> [TASK DIRECTIONS]
Transcribe the material verbatim in full; the pictures do not belong in the copy.

☆ ☆ ☆ ☆

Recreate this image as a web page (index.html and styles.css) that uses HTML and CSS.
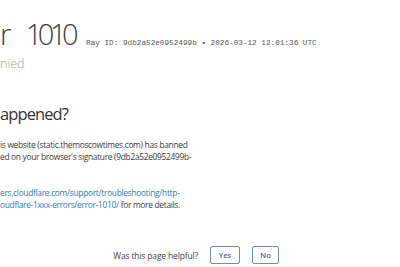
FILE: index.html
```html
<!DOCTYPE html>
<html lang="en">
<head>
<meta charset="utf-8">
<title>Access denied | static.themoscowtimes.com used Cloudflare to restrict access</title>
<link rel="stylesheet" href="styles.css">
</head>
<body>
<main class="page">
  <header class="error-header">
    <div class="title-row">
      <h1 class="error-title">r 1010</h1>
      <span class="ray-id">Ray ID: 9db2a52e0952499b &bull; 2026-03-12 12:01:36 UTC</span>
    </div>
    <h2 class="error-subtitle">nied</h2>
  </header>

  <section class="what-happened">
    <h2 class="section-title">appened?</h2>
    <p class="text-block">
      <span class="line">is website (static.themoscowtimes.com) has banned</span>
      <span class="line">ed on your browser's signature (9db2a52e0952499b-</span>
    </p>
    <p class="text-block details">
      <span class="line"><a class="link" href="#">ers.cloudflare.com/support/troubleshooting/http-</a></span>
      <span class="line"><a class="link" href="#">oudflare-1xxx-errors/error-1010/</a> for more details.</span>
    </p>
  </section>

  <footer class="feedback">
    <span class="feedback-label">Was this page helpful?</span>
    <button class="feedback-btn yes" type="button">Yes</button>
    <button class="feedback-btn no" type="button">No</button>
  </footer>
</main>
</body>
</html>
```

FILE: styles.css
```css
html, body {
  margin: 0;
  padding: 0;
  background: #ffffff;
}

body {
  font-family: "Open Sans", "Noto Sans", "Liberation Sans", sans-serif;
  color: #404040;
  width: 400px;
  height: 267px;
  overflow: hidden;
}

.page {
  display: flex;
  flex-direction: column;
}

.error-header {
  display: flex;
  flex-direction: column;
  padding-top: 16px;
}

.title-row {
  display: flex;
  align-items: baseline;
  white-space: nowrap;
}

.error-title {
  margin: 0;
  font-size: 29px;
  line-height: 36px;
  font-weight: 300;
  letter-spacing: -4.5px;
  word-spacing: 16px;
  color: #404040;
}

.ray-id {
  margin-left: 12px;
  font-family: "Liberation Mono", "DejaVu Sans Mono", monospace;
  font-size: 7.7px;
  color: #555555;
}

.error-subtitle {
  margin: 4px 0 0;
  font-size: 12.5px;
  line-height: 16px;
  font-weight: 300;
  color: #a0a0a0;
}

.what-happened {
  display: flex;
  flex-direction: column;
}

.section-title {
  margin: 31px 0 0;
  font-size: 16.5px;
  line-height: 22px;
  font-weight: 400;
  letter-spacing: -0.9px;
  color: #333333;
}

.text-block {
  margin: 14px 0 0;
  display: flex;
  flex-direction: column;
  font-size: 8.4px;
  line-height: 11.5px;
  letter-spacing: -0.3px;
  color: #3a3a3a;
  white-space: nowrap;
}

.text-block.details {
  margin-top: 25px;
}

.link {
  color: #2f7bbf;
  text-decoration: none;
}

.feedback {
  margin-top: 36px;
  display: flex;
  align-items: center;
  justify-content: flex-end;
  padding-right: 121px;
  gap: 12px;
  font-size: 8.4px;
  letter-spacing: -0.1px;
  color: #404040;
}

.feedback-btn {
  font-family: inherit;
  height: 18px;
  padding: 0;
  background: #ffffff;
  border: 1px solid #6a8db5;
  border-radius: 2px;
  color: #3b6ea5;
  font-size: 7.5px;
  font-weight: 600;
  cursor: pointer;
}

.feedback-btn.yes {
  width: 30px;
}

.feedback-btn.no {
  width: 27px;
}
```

☆ ☆ ☆ ☆

> [SOLUTION TO THE PROBLEM]
Recreate this image as a web page (index.html and styles.css) that uses HTML and CSS.
FILE: index.html
```html
<!DOCTYPE html>
<html lang="en">
<head>
<meta charset="utf-8">
<title>Access denied | static.themoscowtimes.com used Cloudflare to restrict access</title>
<link rel="stylesheet" href="styles.css">
</head>
<body>
<main class="page">
  <header class="error-header">
    <div class="title-row">
      <h1 class="error-title">r 1010</h1>
      <span class="ray-id">Ray ID: 9db2a52e0952499b &bull; 2026-03-12 12:01:36 UTC</span>
    </div>
    <h2 class="error-subtitle">nied</h2>
  </header>

  <section class="what-happened">
    <h2 class="section-title">appened?</h2>
    <p class="text-block">
      <span class="line">is website (static.themoscowtimes.com) has banned</span>
      <span class="line">ed on your browser's signature (9db2a52e0952499b-</span>
    </p>
    <p class="text-block details">
      <span class="line"><a class="link" href="#">ers.cloudflare.com/support/troubleshooting/http-</a></span>
      <span class="line"><a class="link" href="#">oudflare-1xxx-errors/error-1010/</a> for more details.</span>
    </p>
  </section>

  <footer class="feedback">
    <span class="feedback-label">Was this page helpful?</span>
    <button class="feedback-btn yes" type="button">Yes</button>
    <button class="feedback-btn no" type="button">No</button>
  </footer>
</main>
</body>
</html>
```

FILE: styles.css
```css
html, body {
  margin: 0;
  padding: 0;
  background: #ffffff;
}

body {
  font-family: "Open Sans", "Noto Sans", "Liberation Sans", sans-serif;
  color: #404040;
  width: 400px;
  height: 267px;
  overflow: hidden;
}

.page {
  display: flex;
  flex-direction: column;
}

.error-header {
  display: flex;
  flex-direction: column;
  padding-top: 16px;
}

.title-row {
  display: flex;
  align-items: baseline;
  white-space: nowrap;
}

.error-title {
  margin: 0;
  font-size: 29px;
  line-height: 36px;
  font-weight: 300;
  letter-spacing: -4.5px;
  word-spacing: 16px;
  color: #404040;
}

.ray-id {
  margin-left: 12px;
  font-family: "Liberation Mono", "DejaVu Sans Mono", monospace;
  font-size: 7.7px;
  color: #555555;
}

.error-subtitle {
  margin: 4px 0 0;
  font-size: 12.5px;
  line-height: 16px;
  font-weight: 300;
  color: #a0a0a0;
}

.what-happened {
  display: flex;
  flex-direction: column;
}

.section-title {
  margin: 31px 0 0;
  font-size: 16.5px;
  line-height: 22px;
  font-weight: 400;
  letter-spacing: -0.9px;
  color: #333333;
}

.text-block {
  margin: 14px 0 0;
  display: flex;
  flex-direction: column;
  font-size: 8.4px;
  line-height: 11.5px;
  letter-spacing: -0.3px;
  color: #3a3a3a;
  white-space: nowrap;
}

.text-block.details {
  margin-top: 25px;
}

.link {
  color: #2f7bbf;
  text-decoration: none;
}

.feedback {
  margin-top: 36px;
  display: flex;
  align-items: center;
  justify-content: flex-end;
  padding-right: 121px;
  gap: 12px;
  font-size: 8.4px;
  letter-spacing: -0.1px;
  color: #404040;
}

.feedback-btn {
  font-family: inherit;
  height: 18px;
  padding: 0;
  background: #ffffff;
  border: 1px solid #6a8db5;
  border-radius: 2px;
  color: #3b6ea5;
  font-size: 7.5px;
  font-weight: 600;
  cursor: pointer;
}

.feedback-btn.yes {
  width: 30px;
}

.feedback-btn.no {
  width: 27px;
}
```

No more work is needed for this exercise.